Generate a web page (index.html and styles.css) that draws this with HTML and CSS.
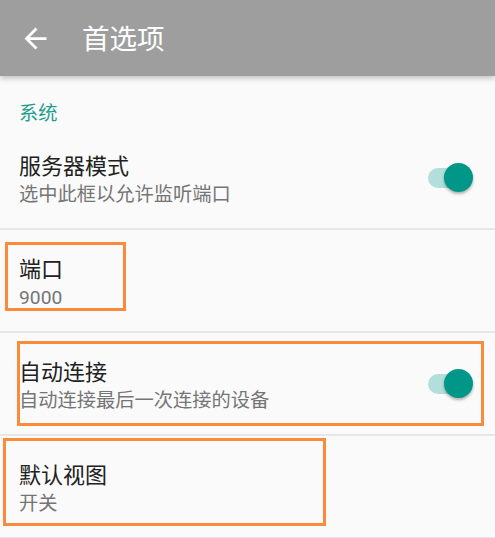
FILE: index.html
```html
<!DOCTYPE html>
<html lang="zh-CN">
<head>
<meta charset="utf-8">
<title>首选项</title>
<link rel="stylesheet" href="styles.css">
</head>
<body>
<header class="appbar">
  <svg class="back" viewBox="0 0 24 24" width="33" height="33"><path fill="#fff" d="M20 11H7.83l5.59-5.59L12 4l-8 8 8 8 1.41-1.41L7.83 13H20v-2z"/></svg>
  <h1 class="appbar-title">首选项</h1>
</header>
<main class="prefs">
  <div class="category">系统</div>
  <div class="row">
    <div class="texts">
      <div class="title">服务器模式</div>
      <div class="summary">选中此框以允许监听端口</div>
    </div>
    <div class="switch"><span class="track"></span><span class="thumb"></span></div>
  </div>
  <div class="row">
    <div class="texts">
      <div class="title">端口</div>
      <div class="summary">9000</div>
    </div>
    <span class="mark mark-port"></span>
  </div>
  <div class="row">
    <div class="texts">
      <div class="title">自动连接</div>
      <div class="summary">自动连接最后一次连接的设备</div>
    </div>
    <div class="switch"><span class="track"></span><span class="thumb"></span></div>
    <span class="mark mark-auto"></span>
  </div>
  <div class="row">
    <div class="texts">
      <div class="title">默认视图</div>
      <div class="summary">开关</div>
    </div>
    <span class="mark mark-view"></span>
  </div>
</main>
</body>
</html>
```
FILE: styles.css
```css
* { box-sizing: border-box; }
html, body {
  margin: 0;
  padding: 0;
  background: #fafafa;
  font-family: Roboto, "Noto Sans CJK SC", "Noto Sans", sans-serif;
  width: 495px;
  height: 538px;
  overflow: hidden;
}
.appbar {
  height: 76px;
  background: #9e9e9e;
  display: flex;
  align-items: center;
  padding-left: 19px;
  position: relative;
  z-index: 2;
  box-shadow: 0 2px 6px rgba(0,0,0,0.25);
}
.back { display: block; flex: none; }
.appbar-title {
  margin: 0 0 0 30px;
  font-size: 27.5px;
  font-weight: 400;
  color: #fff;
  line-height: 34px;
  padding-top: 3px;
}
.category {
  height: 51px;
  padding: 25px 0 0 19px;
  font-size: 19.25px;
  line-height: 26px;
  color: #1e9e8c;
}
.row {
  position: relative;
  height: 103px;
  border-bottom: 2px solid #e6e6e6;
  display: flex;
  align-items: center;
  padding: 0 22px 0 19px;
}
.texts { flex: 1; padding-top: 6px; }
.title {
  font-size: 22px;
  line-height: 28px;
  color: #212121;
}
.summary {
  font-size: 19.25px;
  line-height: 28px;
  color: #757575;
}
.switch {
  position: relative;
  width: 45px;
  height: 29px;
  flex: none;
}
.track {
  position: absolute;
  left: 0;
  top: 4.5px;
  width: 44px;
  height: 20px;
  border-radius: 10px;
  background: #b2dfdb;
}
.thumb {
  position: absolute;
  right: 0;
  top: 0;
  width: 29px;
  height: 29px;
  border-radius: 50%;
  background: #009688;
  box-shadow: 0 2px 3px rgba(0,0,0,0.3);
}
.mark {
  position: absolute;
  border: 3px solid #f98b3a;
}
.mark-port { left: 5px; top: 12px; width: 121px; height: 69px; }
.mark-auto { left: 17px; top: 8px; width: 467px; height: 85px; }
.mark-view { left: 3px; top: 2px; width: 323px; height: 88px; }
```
++++++++
— Aim —
Give all the lines above again, character for character, without pictures.

— Answer to this task —
Generate a web page (index.html and styles.css) that draws this with HTML and CSS.
FILE: index.html
```html
<!DOCTYPE html>
<html lang="zh-CN">
<head>
<meta charset="utf-8">
<title>首选项</title>
<link rel="stylesheet" href="styles.css">
</head>
<body>
<header class="appbar">
  <svg class="back" viewBox="0 0 24 24" width="33" height="33"><path fill="#fff" d="M20 11H7.83l5.59-5.59L12 4l-8 8 8 8 1.41-1.41L7.83 13H20v-2z"/></svg>
  <h1 class="appbar-title">首选项</h1>
</header>
<main class="prefs">
  <div class="category">系统</div>
  <div class="row">
    <div class="texts">
      <div class="title">服务器模式</div>
      <div class="summary">选中此框以允许监听端口</div>
    </div>
    <div class="switch"><span class="track"></span><span class="thumb"></span></div>
  </div>
  <div class="row">
    <div class="texts">
      <div class="title">端口</div>
      <div class="summary">9000</div>
    </div>
    <span class="mark mark-port"></span>
  </div>
  <div class="row">
    <div class="texts">
      <div class="title">自动连接</div>
      <div class="summary">自动连接最后一次连接的设备</div>
    </div>
    <div class="switch"><span class="track"></span><span class="thumb"></span></div>
    <span class="mark mark-auto"></span>
  </div>
  <div class="row">
    <div class="texts">
      <div class="title">默认视图</div>
      <div class="summary">开关</div>
    </div>
    <span class="mark mark-view"></span>
  </div>
</main>
</body>
</html>
```
FILE: styles.css
```css
* { box-sizing: border-box; }
html, body {
  margin: 0;
  padding: 0;
  background: #fafafa;
  font-family: Roboto, "Noto Sans CJK SC", "Noto Sans", sans-serif;
  width: 495px;
  height: 538px;
  overflow: hidden;
}
.appbar {
  height: 76px;
  background: #9e9e9e;
  display: flex;
  align-items: center;
  padding-left: 19px;
  position: relative;
  z-index: 2;
  box-shadow: 0 2px 6px rgba(0,0,0,0.25);
}
.back { display: block; flex: none; }
.appbar-title {
  margin: 0 0 0 30px;
  font-size: 27.5px;
  font-weight: 400;
  color: #fff;
  line-height: 34px;
  padding-top: 3px;
}
.category {
  height: 51px;
  padding: 25px 0 0 19px;
  font-size: 19.25px;
  line-height: 26px;
  color: #1e9e8c;
}
.row {
  position: relative;
  height: 103px;
  border-bottom: 2px solid #e6e6e6;
  display: flex;
  align-items: center;
  padding: 0 22px 0 19px;
}
.texts { flex: 1; padding-top: 6px; }
.title {
  font-size: 22px;
  line-height: 28px;
  color: #212121;
}
.summary {
  font-size: 19.25px;
  line-height: 28px;
  color: #757575;
}
.switch {
  position: relative;
  width: 45px;
  height: 29px;
  flex: none;
}
.track {
  position: absolute;
  left: 0;
  top: 4.5px;
  width: 44px;
  height: 20px;
  border-radius: 10px;
  background: #b2dfdb;
}
.thumb {
  position: absolute;
  right: 0;
  top: 0;
  width: 29px;
  height: 29px;
  border-radius: 50%;
  background: #009688;
  box-shadow: 0 2px 3px rgba(0,0,0,0.3);
}
.mark {
  position: absolute;
  border: 3px solid #f98b3a;
}
.mark-port { left: 5px; top: 12px; width: 121px; height: 69px; }
.mark-auto { left: 17px; top: 8px; width: 467px; height: 85px; }
.mark-view { left: 3px; top: 2px; width: 323px; height: 88px; }
```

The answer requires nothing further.